We wanted to explore what happens when artificial intelligence can not only think and speak, but also see and respond to the people around it. Our team envisioned an interactive, physical assistant that merges computer vision, language models, and speech synthesis into one friendly, real-world presence.

What it does

S.M.A.L.L - E — is an interactive AI robot that can see, listen, and respond like a human companion. It recognizes and tracks faces, listens to speech, and replies in real time with natural conversation and expressive voice. The camera, mounted on a movable servo, allows the robot to physically turn toward whoever is speaking, creating the sense of genuine attention and awareness. Together, these elements make for a small yet lively assistant that feels truly present in its environment and capable of holding meaningful dialogue.

How we built it

We combined several frameworks and devices to bring the robot to life. Two Jetson Nano boards handled the vision and speech recognition tasks, sending processed data to a Raspberry Pi that controlled the servo-mounted camera.
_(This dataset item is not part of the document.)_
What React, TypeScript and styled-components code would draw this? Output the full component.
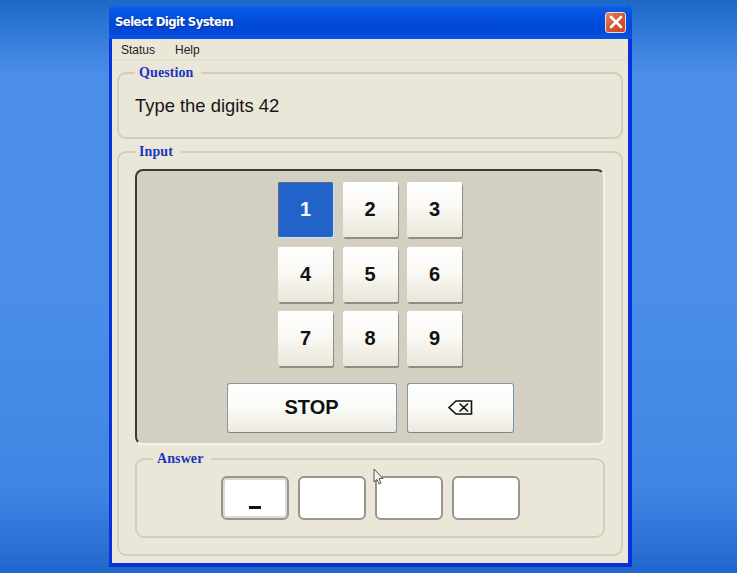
import styled, { createGlobalStyle } from 'styled-components';

const GlobalStyle = createGlobalStyle`
  html, body { margin: 0; padding: 0; height: 100%; overflow: hidden; }
  * { box-sizing: border-box; }
`;

const Desktop = styled.div`
  position: relative;
  width: 737px;
  height: 573px;
  padding: 5px 0 0 109px;
  background: linear-gradient(180deg, #1e68c8 0%, #2f78d8 5%, #4a8ee8 13%, #4a8ee8 50%, #3f86e4 85%, #2a6fd4 96%, #1f66cc 100%);
`;

const Window = styled.div`
  width: 523px;
  height: 562px;
  display: flex;
  flex-direction: column;
  background: #0831d9;
  border-radius: 7px 7px 0 0;
  padding: 0 4px 3px 3px;
  border-bottom: 1px solid #0a2fb8;
`;

const TitleBar = styled.div`
  height: 34px;
  flex: none;
  margin: 0 -4px 0 -3px;
  padding: 0 6px 0 6px;
  display: flex;
  align-items: center;
  justify-content: space-between;
  border-radius: 7px 7px 0 0;
  background: linear-gradient(180deg, #1a6ae8 0%, #0a5ae6 10%, #0453df 30%, #0047d8 70%, #0a52e2 100%);
`;

const Title = styled.span`
  margin-bottom: 2px;
  color: #fff;
  font: 700 13px "DejaVu Sans Condensed", "DejaVu Sans", sans-serif;
  letter-spacing: -0.6px;
  text-shadow: 1px 1px 1px #0a2f90;
`;

const CloseButton = styled.button`
  width: 21px;
  height: 21px;
  padding: 0;
  display: flex;
  align-items: center;
  justify-content: center;
  border: 1px solid #e9dcd6;
  border-radius: 3px;
  background: linear-gradient(135deg, #e08a6c 0%, #d8583a 45%, #c8431f 100%);
`;

const Client = styled.div`
  flex: 1;
  min-height: 0;
  display: flex;
  flex-direction: column;
  background: #ebe7d8;
  padding: 0 5px 7px;
`;

const MenuBar = styled.div`
  height: 21px;
  flex: none;
  margin: 0 -5px;
  padding: 1px 0 0 9px;
  display: flex;
  gap: 20px;
  align-items: center;
  border-bottom: 1px solid #e1ddcd;
  font: 12px "Liberation Sans", sans-serif;
  color: #1c1c1c;
`;

const Group = styled.fieldset<{ $height: number; $top: number }>`
  margin: ${p => p.$top}px 0 0;
  padding: 0 16px;
  height: ${p => p.$height}px;
  flex: none;
  min-width: 0;
  border: 2px solid #d2cebb;
  border-radius: 9px;
`;

const Legend = styled.legend<{ $indent: number }>`
  margin-left: ${p => p.$indent}px;
  padding: 0 8px 0 4px;
  font: 700 14px "Liberation Serif", serif;
  line-height: 16px;
  letter-spacing: 0.1px;
  color: #1c34c0;
`;

const Prompt = styled.div`
  padding: 14px 0 0;
  font: 18.4px "Liberation Sans", sans-serif;
  line-height: 22px;
  color: #161616;
`;

const KeyPanel = styled.div`
  margin-top: 9px;
  height: 276px;
  padding-top: 11px;
  display: flex;
  flex-direction: column;
  align-items: center;
  background: #d3d0c2;
  border-radius: 8px;
  border-top: 2px solid #3a3a34;
  border-left: 2px solid #3a3a34;
  border-right: 2px solid #f3f1e7;
  border-bottom: 2px solid #f3f1e7;
`;

const Digits = styled.div`
  display: grid;
  grid-template-columns: repeat(3, 55px);
  grid-auto-rows: 55px;
  gap: 9.5px;
`;

const DigitKey = styled.button<{ $active?: boolean }>`
  padding: 0;
  border: none;
  border-radius: 2px;
  font: 700 20px "Liberation Sans", sans-serif;
  color: ${p => (p.$active ? '#f4f6fc' : '#111')};
  background: ${p => (p.$active ? '#2263c9' : 'linear-gradient(180deg, #ffffff 0%, #faf9f5 45%, #e9e6da 100%)')};
  box-shadow: ${p => (p.$active
    ? 'inset 1px 1px 0 #5a6a80, 1px 1px 0 #cfe0f5'
    : '1px 2px 0 #8f8c80')};
`;

const ActionRow = styled.div`
  display: flex;
  gap: 10px;
  margin: 17px 0 0 0;
`;

const ActionKey = styled.button<{ $width: number }>`
  width: ${p => p.$width}px;
  height: 50px;
  padding: 0 0 2px;
  display: flex;
  align-items: center;
  justify-content: center;
  border: 1px solid #8d93a0;
  border-right-color: #7a94b8;
  border-bottom-color: #85847c;
  border-radius: 3px;
  font: 700 20px "Liberation Sans", sans-serif;
  color: #111;
  background: linear-gradient(180deg, #ffffff 0%, #fafaf7 50%, #ebe9e0 100%);
`;

const AnswerGroup = styled.fieldset`
  margin: 6px 0 0;
  padding: 9px 0 0 84px;
  height: 87px;
  min-width: 0;
  display: flex;
  gap: 9px;
  border: 2px solid #d2cebb;
  border-radius: 9px;
`;

const AnswerSlot = styled.div<{ $current?: boolean }>`
  width: 68px;
  height: 44px;
  display: flex;
  align-items: flex-end;
  justify-content: center;
  padding-bottom: 9px;
  background: #fff;
  border: 2px solid #98958c;
  border-radius: 6px;
  box-shadow: ${p => (p.$current ? 'inset 0 0 0 2px #dcdad2' : 'none')};
`;

const Caret = styled.span`
  width: 12px;
  height: 3px;
  background: #111;
`;

const Pointer = styled.svg`
  position: absolute;
  left: 373px;
  top: 468px;
`;

const digits = [1, 2, 3, 4, 5, 6, 7, 8, 9];

export default function App() {
  return (
    <Desktop>
      <GlobalStyle />
      <Window>
        <TitleBar>
          <Title>Select Digit System</Title>
          <CloseButton aria-label="Close">
            <svg width="14" height="14" viewBox="0 0 14 14">
              <path d="M2 2 L12 12 M12 2 L2 12" stroke="#fff" strokeWidth="2.6" strokeLinecap="round" />
            </svg>
          </CloseButton>
        </TitleBar>
        <Client>
          <MenuBar>
            <span>Status</span>
            <span>Help</span>
          </MenuBar>
          <Group $height={74} $top={5}>
            <Legend $indent={0}>Question</Legend>
            <Prompt>Type the digits 42</Prompt>
          </Group>
          <Group $height={412} $top={5}>
            <Legend $indent={0}>Input</Legend>
            <KeyPanel>
              <Digits>
                {digits.map(d => (
                  <DigitKey key={d} $active={d === 1}>{d}</DigitKey>
                ))}
              </Digits>
              <ActionRow>
                <ActionKey $width={170}>STOP</ActionKey>
                <ActionKey $width={107}>
                  <svg width="25" height="15" viewBox="0 0 25 15">
                    <path d="M1 7.5 L8 1 H23.5 V14 H8 Z M11.5 3.5 L20 11.5 M20 3.5 L11.5 11.5" fill="none" stroke="#111" strokeWidth="1.6" />
                  </svg>
                </ActionKey>
              </ActionRow>
            </KeyPanel>
            <AnswerGroup>
              <Legend $indent={-68}>Answer</Legend>
              <AnswerSlot $current><Caret /></AnswerSlot>
              <AnswerSlot />
              <AnswerSlot />
              <AnswerSlot />
            </AnswerGroup>
          </Group>
        </Client>
      </Window>
      <Pointer width="12" height="18" viewBox="0 0 12 18">
        <path d="M1 1 L1 14 L4 11.5 L6 16 L8 15 L6 10.5 L10 10.5 Z" fill="#f4f3ee" stroke="#55565a" strokeWidth="1" />
      </Pointer>
    </Desktop>
  );
}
This coordination allowed the robot to orient toward a speaker while maintaining smooth, real-time interaction. Our system incorporated the following key components:

-DeepFace for facial detection and tracking -Jetson Xavier for speech recognition and for processing camera data to the Raspberry Pi -Raspberry Pi + servo motors for camera motion control -Faster whisper on coda 11.4 for speech-to-text processing -Gemini API for intelligent language understanding and response generation -ElevenLabs API for realistic text-to-speech output -Python 3.11/3.12 and VS Code for integration and testing -Intel Realsense d435

The system communicates through lightweight network calls between the camera module, the Jetson processing units, and the Raspberry Pi’s control program, forming a unified audio–visual interaction pipeline.

Challenges we ran into

Version control of Jetson hardware and communications between Jetson and servos.

Accomplishments that we're proud of

We hope to have delivered a finished product that allows hardware and AI to effectively interact with its environment and individuals.

What we learned

We deepened our understanding of multimodal AI systems, asynchronous communication between hardware and cloud APIs, and the importance of consistent environment setup for reproducible results. We also gained hands-on experience integrating vision, audio, and language in a cohesive user experience.